While the dominance of their early years has been diminished because of the infamous "Black Sox" scandal of 1919, the Chicago White Sox have quietly been one of the more exciting franchises in baseball for over a century. Just when everyone is ready to count them out, that's when the "Good Guys" strike. To make them even more admirable, they also hold ultimate bragging rights over their crosstown rivals, the Chicago Cubs. It was the South Siders who won the only all-Chicago World Series in 1906, and it's the Sox who have brought the Windy City its most recent world championship.

Proud winners of six American League pennants, the White Sox have also left an indelible mark on the entertainment aspect of the game. Owner Bill Veeck revolutionized the fan experience in the '60s with innovations such as light-up scoreboards, fireworks, and putting players' last names on the back of their jerseys. These experiments weren't always a success, though. Ideas such as having the team wear shorts or letting fans pay 98 cents for admission if they promised to destroy a bunch of disco records never quite caught on and were quickly done away with.

In 1959, led by the slick fielding duo of Nellie Fox and Luis Aparicio, the "Go Go" Sox captured their first American League pennant in 40 years. However, fans would have to wait until 1983 before seeing their team in the playoffs again. Under the guidance of manager Tony LaRussa, the '83 Sox won 99 games en route to a division title, and also famously were forced to don shorts for one game. In 1991, the White Sox moved into a revamped Comiskey Park, and along with the new digs, a new era of baseball arrived in the South Side.

First baseman Frank Thomas is the star who shone the brightest for White Sox teams of the '90s. "The Big Hurt" smacked 41 home runs and drove in 128 RBI in 1993 as Chicago booked their first trip to the playoffs in a decade. In 1994, Thomas was on pace for the Triple Crown, and the White Sox appeared poised for a title run. However, the labor strike in September forced a cancellation of the remainder of the season.

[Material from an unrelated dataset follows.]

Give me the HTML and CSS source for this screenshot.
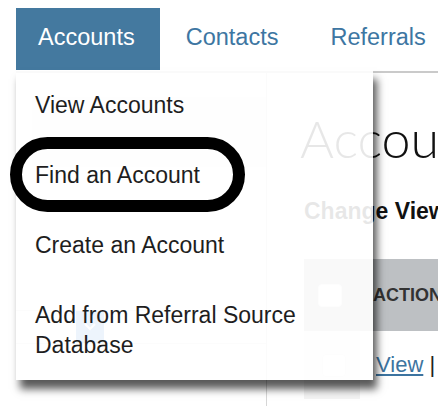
FILE: index.html
```html
<!DOCTYPE html>
<html lang="en">
<head>
    <meta charset="UTF-8">
    <meta name="viewport" content="width=device-width, initial-scale=1.0">
    <title>Accounts</title>
    <link rel="stylesheet" href="styles.css">
</head>
<body>
    <div class="page">
        <nav class="topnav">
            <div class="nav-item">
                <a class="nav-link active" href="#">Accounts</a>
                <ul class="dropdown">
                    <li><a href="#">View Accounts</a></li>
                    <li><a href="#">Find an Account</a></li>
                    <li><a href="#">Create an Account</a></li>
                    <li><a href="#">Add from Referral Source Database</a></li>
                </ul>
            </div>
            <a class="nav-link" href="#">Contacts</a>
            <a class="nav-link" href="#">Referrals</a>
        </nav>

        <div class="content">
            <aside class="sidebar">
                <div class="sidebar-head"></div>
                <div class="sidebar-row">
                    <span class="toggle">
                        <svg width="14" height="10" viewBox="0 0 14 10">
                            <path d="M2 2 L7 7 L12 2" fill="none" stroke="#fff" stroke-width="2"/>
                        </svg>
                    </span>
                </div>
            </aside>

            <main class="main">
                <h1>Accounts</h1>
                <h3>Change View</h3>

                <div class="grid">
                    <div class="grid-head">
                        <div class="cell-check"><span class="checkbox"></span></div>
                        <div class="cell-action">ACTION</div>
                    </div>
                    <div class="grid-row">
                        <div class="cell-check"><span class="checkbox"></span></div>
                        <div class="cell-links"><a href="#">View</a> |</div>
                    </div>
                </div>
            </main>
        </div>

        <!-- hand drawn highlight round the menu item -->
        <div class="highlight-ring"></div>
    </div>
</body>
</html>
```

FILE: styles.css
```css
* {
    box-sizing: border-box;
    font-family: 'Liberation Sans', Arial, sans-serif;
}

html, body {
    overflow: hidden;
}

body {
    background-color: #fff;
    margin: 0;
    padding: 0;
}

.page {
    position: relative;
    padding-top: 8px;
    width: 1000px;
}

.topnav {
    display: flex;
    margin-left: 16px;
    padding-bottom: 1px;
    border-bottom: 2px solid #cacaca;
}

.nav-item {
    position: relative;
}

.nav-link {
    display: block;
    height: 62px;
    line-height: 58px;
    padding: 0 26px 4px;
    font-size: 23.5px;
    color: #3d76a2;
    text-decoration: none;
}

.nav-link.active {
    background-color: #44799f;
    color: #fff;
    padding-left: 22px;
    padding-right: 25px;
}

.dropdown {
    position: absolute;
    top: 62px;
    left: 0;
    z-index: 5;
    width: 357px;
    margin: 0;
    padding: 0;
    list-style: none;
    background-color: rgba(255, 255, 255, 0.9);
    box-shadow: 4px 9px 8px rgba(0, 0, 0, 0.65);
}

.dropdown li a {
    display: block;
    padding: 20px 19px;
    font-size: 23px;
    line-height: 30px;
    color: #1e1e1e;
    text-decoration: none;
}

.highlight-ring {
    position: absolute;
    left: 10px;
    top: 137px;
    z-index: 6;
    width: 235px;
    height: 75px;
    border: 12px solid #000;
    border-radius: 38px;
}

.content {
    display: flex;
    margin-left: 16px;
}

.sidebar {
    width: 251px;
    min-height: 340px;
    border-right: 1px solid #d6d6d6;
    padding-left: 16px;
}

.sidebar-head {
    margin-top: 24px;
    height: 70px;
    background-color: #eeeeee;
}

.sidebar-row {
    margin-top: 143px;
    margin-left: -16px;
    height: 34px;
    border-top: 1px solid #dddddd;
    border-bottom: 1px solid #dddddd;
    padding-left: 60px;
}

.toggle {
    display: flex;
    align-items: center;
    justify-content: center;
    width: 28px;
    height: 32px;
    background-color: #4a8fe0;
}

.main {
    flex: 1;
    padding-left: 33px;
}

h1 {
    margin: 34px 0 0;
    font-family: 'Lato', sans-serif;
    font-weight: 300;
    font-size: 52px;
    line-height: 62px;
    color: #111;
}

h3 {
    margin: 28px 0 0 4px;
    font-size: 23px;
    line-height: 28px;
    font-weight: bold;
    color: #111;
}

.grid {
    margin: 34px 0 0 4px;
}

.grid-head {
    display: flex;
    height: 72px;
    background-color: #bdc0c3;
}

.grid-row {
    display: flex;
    height: 68px;
}

.cell-check {
    width: 56px;
    display: flex;
    align-items: center;
    padding-left: 14px;
}

.grid-row .cell-check {
    padding-left: 18px;
    background-color: #f3f3f3;
}

.checkbox {
    display: block;
    width: 24px;
    height: 23px;
    background-color: #fff;
    border: 1px solid #e6e6e6;
    border-radius: 4px;
}

.cell-action {
    padding-left: 13px;
    line-height: 72px;
    font-size: 18px;
    font-weight: bold;
    color: #333;
}

.cell-links {
    padding-left: 16px;
    line-height: 68px;
    font-size: 22px;
    color: #222;
}

.cell-links a {
    color: #3d74a0;
}
```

On the strength of his 521 career home runs, lifetime batting average of .301, and two MVP awards, Thomas was elected to the Hall of Fame in 2014.

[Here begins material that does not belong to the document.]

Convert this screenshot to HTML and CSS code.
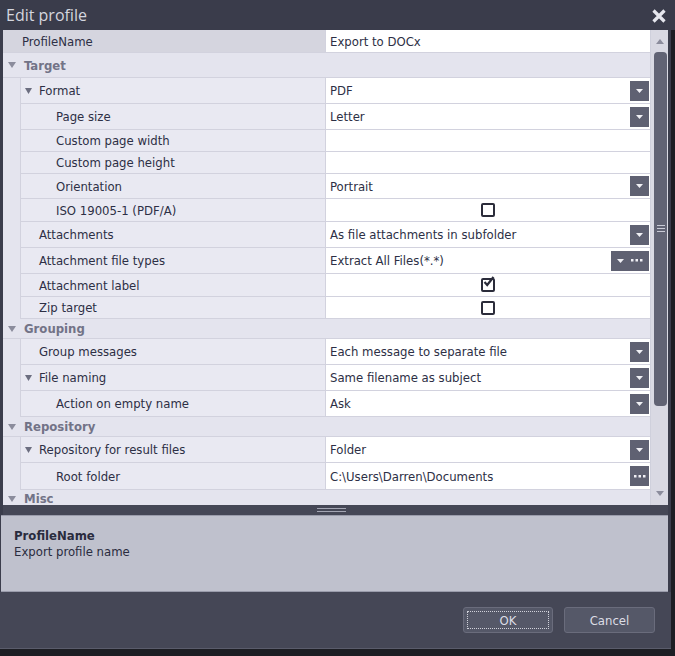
FILE: index.html
```html
<!DOCTYPE html>
<html>
<head>
<meta charset="utf-8">
<link rel="stylesheet" href="styles.css">
</head>
<body>
<div class="dialog">
  <div class="titlebar">
    <span class="title">Edit profile</span>
    <svg class="close" width="16" height="16" viewBox="0 0 16 16"><path d="M2.5 2.5 L13.5 13.5 M13.5 2.5 L2.5 13.5" stroke="#e6e7ee" stroke-width="3.2" stroke-linecap="butt"/></svg>
  </div>
  <div class="body">
    <div class="gridwrap">
      <div class="grid">
        <div class="row top sel h23"><div class="name">ProfileName</div><div class="value"><span class="txt">Export to DOCx</span></div></div>

        <div class="cat h25"><svg class="ctri" width="8" height="6" viewBox="0 0 8 6"><path d="M0 0 H8 L4 6 Z"/></svg>Target</div>
        <div class="row l1 h26"><div class="name"><svg class="rtri" width="7" height="6" viewBox="0 0 7 6"><path d="M0 0 H7 L3.5 6 Z"/></svg>Format</div><div class="value"><span class="txt">PDF</span><span class="btn"><svg width="7" height="4" viewBox="0 0 7 4"><path d="M0 0 H7 L3.5 4 Z"/></svg></span></div></div>
        <div class="row l2 h26"><div class="name">Page size</div><div class="value"><span class="txt">Letter</span><span class="btn"><svg width="7" height="4" viewBox="0 0 7 4"><path d="M0 0 H7 L3.5 4 Z"/></svg></span></div></div>
        <div class="row l2 h22"><div class="name">Custom page width</div><div class="value"></div></div>
        <div class="row l2 h22"><div class="name">Custom page height</div><div class="value"></div></div>
        <div class="row l2 h25"><div class="name">Orientation</div><div class="value"><span class="txt">Portrait</span><span class="btn"><svg width="7" height="4" viewBox="0 0 7 4"><path d="M0 0 H7 L3.5 4 Z"/></svg></span></div></div>
        <div class="row l2 h23"><div class="name">ISO 19005-1 (PDF/A)</div><div class="value center"><span class="chk"></span></div></div>
        <div class="row l1 h26"><div class="name">Attachments</div><div class="value"><span class="txt">As file attachments in subfolder</span><span class="btn"><svg width="7" height="4" viewBox="0 0 7 4"><path d="M0 0 H7 L3.5 4 Z"/></svg></span></div></div>
        <div class="row l1 h26"><div class="name">Attachment file types</div><div class="value"><span class="txt">Extract All Files(*.*)</span><span class="btn wide"><svg width="7" height="4" viewBox="0 0 7 4"><path d="M0 0 H7 L3.5 4 Z"/></svg><svg width="12" height="3" viewBox="0 0 12 3"><rect x="0" y="0" width="2.5" height="2.5"/><rect x="4.5" y="0" width="2.5" height="2.5"/><rect x="9" y="0" width="2.5" height="2.5"/></svg></span></div></div>
        <div class="row l1 h23"><div class="name">Attachment label</div><div class="value center"><span class="chk"><svg width="13" height="13" viewBox="0 0 13 13"><path d="M2.5 6 L5.2 9 L11.5 1" fill="none" stroke="#2b2c3a" stroke-width="2.2"/></svg></span></div></div>
        <div class="row l1 h22"><div class="name">Zip target</div><div class="value center"><span class="chk"></span></div></div>

        <div class="cat h20"><svg class="ctri" width="8" height="6" viewBox="0 0 8 6"><path d="M0 0 H8 L4 6 Z"/></svg>Grouping</div>
        <div class="row l1 h26"><div class="name">Group messages</div><div class="value"><span class="txt">Each message to separate file</span><span class="btn"><svg width="7" height="4" viewBox="0 0 7 4"><path d="M0 0 H7 L3.5 4 Z"/></svg></span></div></div>
        <div class="row l1 h26"><div class="name"><svg class="rtri" width="7" height="6" viewBox="0 0 7 6"><path d="M0 0 H7 L3.5 6 Z"/></svg>File naming</div><div class="value"><span class="txt">Same filename as subject</span><span class="btn"><svg width="7" height="4" viewBox="0 0 7 4"><path d="M0 0 H7 L3.5 4 Z"/></svg></span></div></div>
        <div class="row l2 h26"><div class="name">Action on empty name</div><div class="value"><span class="txt">Ask</span><span class="btn"><svg width="7" height="4" viewBox="0 0 7 4"><path d="M0 0 H7 L3.5 4 Z"/></svg></span></div></div>

        <div class="cat h20"><svg class="ctri" width="8" height="6" viewBox="0 0 8 6"><path d="M0 0 H8 L4 6 Z"/></svg>Repository</div>
        <div class="row l1 h26"><div class="name"><svg class="rtri" width="7" height="6" viewBox="0 0 7 6"><path d="M0 0 H7 L3.5 6 Z"/></svg>Repository for result files</div><div class="value"><span class="txt">Folder</span><span class="btn"><svg width="7" height="4" viewBox="0 0 7 4"><path d="M0 0 H7 L3.5 4 Z"/></svg></span></div></div>
        <div class="row l2 h27"><div class="name">Root folder</div><div class="value"><span class="txt">C:\Users\Darren\Documents</span><span class="btn"><svg width="12" height="3" viewBox="0 0 12 3"><rect x="0" y="0" width="2.5" height="2.5"/><rect x="4.5" y="0" width="2.5" height="2.5"/><rect x="9" y="0" width="2.5" height="2.5"/></svg></span></div></div>

        <div class="cat misc"><svg class="ctri" width="8" height="6" viewBox="0 0 8 6"><path d="M0 0 H8 L4 6 Z"/></svg>Misc</div>
      </div>
      <div class="scrollbar">
        <svg class="sarrow" width="8" height="5" viewBox="0 0 8 5"><path d="M0 5 H8 L4 0 Z"/></svg>
        <div class="track">
          <div class="thumb"><span class="grip"></span></div>
        </div>
        <svg class="sarrow" width="8" height="5" viewBox="0 0 8 5"><path d="M0 0 H8 L4 5 Z"/></svg>
      </div>
    </div>
    <div class="splitter"><span class="sgrip"></span></div>
    <div class="desc">
      <div class="dtitle">ProfileName</div>
      <div class="dtext">Export profile name</div>
    </div>
    <div class="footer">
      <button class="button ok"><span class="focus">OK</span></button>
      <button class="button">Cancel</button>
    </div>
  </div>
</div>
</body>
</html>
```
FILE: styles.css
```css
html, body {
  margin: 0;
  padding: 0;
  background: #1d1e24;
}
body {
  width: 675px;
  height: 656px;
  overflow: hidden;
  font-family: "DejaVu Sans Condensed", "DejaVu Sans", sans-serif;
  font-size: 13px;
  color: #2d2f45;
}
.dialog {
  width: 675px;
  height: 649px;
  display: flex;
  flex-direction: column;
}
.titlebar {
  height: 30px;
  background: #3a3c4b;
  display: flex;
  align-items: center;
  justify-content: space-between;
  padding: 0 8px 0 6px;
  box-sizing: border-box;
}
.title {
  font-family: "Open Sans", sans-serif;
  font-size: 16px;
  color: #d4d6df;
  margin-top: -1px;
}
.close { margin-top: 1px; }
.body {
  width: 671px;
  flex: 1;
  display: flex;
  flex-direction: column;
  background: #3b3d4c;
  padding: 0 3px 0 3px;
  box-sizing: border-box;
  border-bottom: 1px solid #5a5c6b;
}
.gridwrap {
  height: 475px;
  display: flex;
  background: #e4e4ee;
  overflow: hidden;
}
.grid {
  flex: 1;
  display: flex;
  flex-direction: column;
  overflow: hidden;
}
.row {
  display: flex;
  flex: none;
  box-sizing: border-box;
}
.h20 { height: 20px; }
.h22 { height: 22px; }
.h23 { height: 23px; }
.h25 { height: 25px; }
.h26 { height: 26px; }
.h27 { height: 27px; }
.row.l1, .row.l2 { padding-left: 17px; }
.name {
  width: 306px;
  flex: none;
  display: flex;
  align-items: center;
  background: #e9e9f2;
  border-left: 1px solid #d2d2de;
  border-bottom: 1px solid #d2d2de;
  border-right: 1px solid #d2d2de;
  box-sizing: border-box;
  white-space: nowrap;
}
.row.top .name {
  width: 323px;
  padding-left: 19px;
  border-left: none;
}
.row.sel .name { background: #d5d5df; }
.row.l1 .name { padding-left: 18px; }
.row.l2 .name { padding-left: 35px; }
.rtri {
  fill: #6c6e80;
  margin-left: -14px;
  margin-right: 7px;
}
.value {
  flex: 1;
  background: #fff;
  border-bottom: 1px solid #d2d2de;
  display: flex;
  align-items: center;
  padding-left: 4px;
  padding-right: 1px;
  box-sizing: border-box;
  white-space: nowrap;
}
.value .txt { flex: 1; }
.value.center { justify-content: center; padding-left: 0; }
.btn {
  width: 19px;
  height: 20px;
  background: #5f6172;
  display: flex;
  align-items: center;
  justify-content: center;
  fill: #f0f0f5;
}
.btn.wide {
  width: 38px;
  justify-content: space-around;
  padding: 0 2px;
  box-sizing: border-box;
}
.chk {
  width: 14px;
  height: 14px;
  border: 2px solid #2b2c3a;
  border-radius: 2px;
  box-sizing: border-box;
  position: relative;
  margin-left: 1px;
}
.chk svg {
  position: absolute;
  left: -1px;
  top: -4px;
}
.cat {
  flex: none;
  display: flex;
  align-items: center;
  padding-left: 5px;
  font-weight: bold;
  color: #727387;
  border-bottom: 1px solid #d2d2de;
  box-sizing: border-box;
  background: #e4e4ee;
}
.cat.misc {
  height: 20px;
  align-items: flex-start;
  padding-top: 1px;
}
.cat.misc .ctri { margin-top: 5px; }
.ctri {
  fill: #8b8c9c;
  margin-right: 8px;
}
.scrollbar {
  width: 18px;
  flex: none;
  background: #d9d9e3;
  border-left: 1px solid #cfd0dc;
  box-sizing: border-box;
  display: flex;
  flex-direction: column;
  align-items: center;
  fill: #8b8c9c;
}
.sarrow { margin: 9px 0 8px; }
.sarrow:last-child { margin: 6px 0 9px; }
.track {
  flex: 1;
  width: 100%;
  display: flex;
  justify-content: flex-end;
}
.thumb {
  width: 13px;
  height: 354px;
  background: #616374;
  border-radius: 4px;
  display: flex;
  justify-content: center;
  margin-right: 1px;
}
.grip {
  width: 8px;
  height: 5px;
  margin-top: 173px;
  border-top: 1px solid #c9cad6;
  border-bottom: 1px solid #c9cad6;
  position: relative;
}
.grip::after {
  content: "";
  position: absolute;
  left: 0;
  right: 0;
  top: 2px;
  border-top: 1px solid #c9cad6;
}
.splitter {
  height: 10px;
  background: #454756;
  display: flex;
  justify-content: center;
  align-items: center;
}
.sgrip {
  width: 29px;
  height: 2px;
  border-top: 1px solid #a3a5b3;
  border-bottom: 1px solid #a3a5b3;
  margin-left: -8px;
}
.desc {
  height: 77px;
  background: #bfc1cd;
  border-top: 1px solid #9a9cab;
  border-bottom: 1px solid #9a9cab;
  box-sizing: border-box;
  padding: 12px 12px;
  color: #2a2c3e;
  margin-left: -2px;
}
.dtitle { font-weight: bold; line-height: 16px; padding-left: 1px; }
.dtext { line-height: 16px; padding-left: 1px; }
.footer {
  flex: 1;
  background: #454756;
  display: flex;
  justify-content: flex-end;
  align-items: flex-start;
  gap: 11px;
  padding: 15px 16px 0 0;
  margin-left: -3px;
  margin-right: -3px;
}
.button {
  width: 91px;
  height: 26px;
  background: #555868;
  border: 1px solid #6a6c7c;
  border-radius: 3px;
  color: #dcdde5;
  font-family: "DejaVu Sans Condensed", "DejaVu Sans", sans-serif;
  font-size: 13px;
  padding: 3px;
  box-sizing: border-box;
  display: flex;
  align-items: center;
  justify-content: center;
}
.button.ok { width: 90px; }
.focus {
  flex: 1;
  align-self: stretch;
  display: flex;
  align-items: center;
  justify-content: center;
  border: 1px dotted #d0d1da;
}
```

Finally, in 2005, the "Good Guys" caught fire at just the right time and roared through the playoffs. Losing only one game in October, Chicago made quick work of the Houston Astros in the Fall Classic and celebrated their first World Series championship since 1917.

The team from the South Side has had its ups and downs, but that hasn't stopped fans (including Barack Obama) from showing their support. In recent years, former players such as Ozzie Guillen and Robin Ventura have served as manager of the team, creating the sense that once you’re a member of the White Sox, you’re always a member of the White Sox.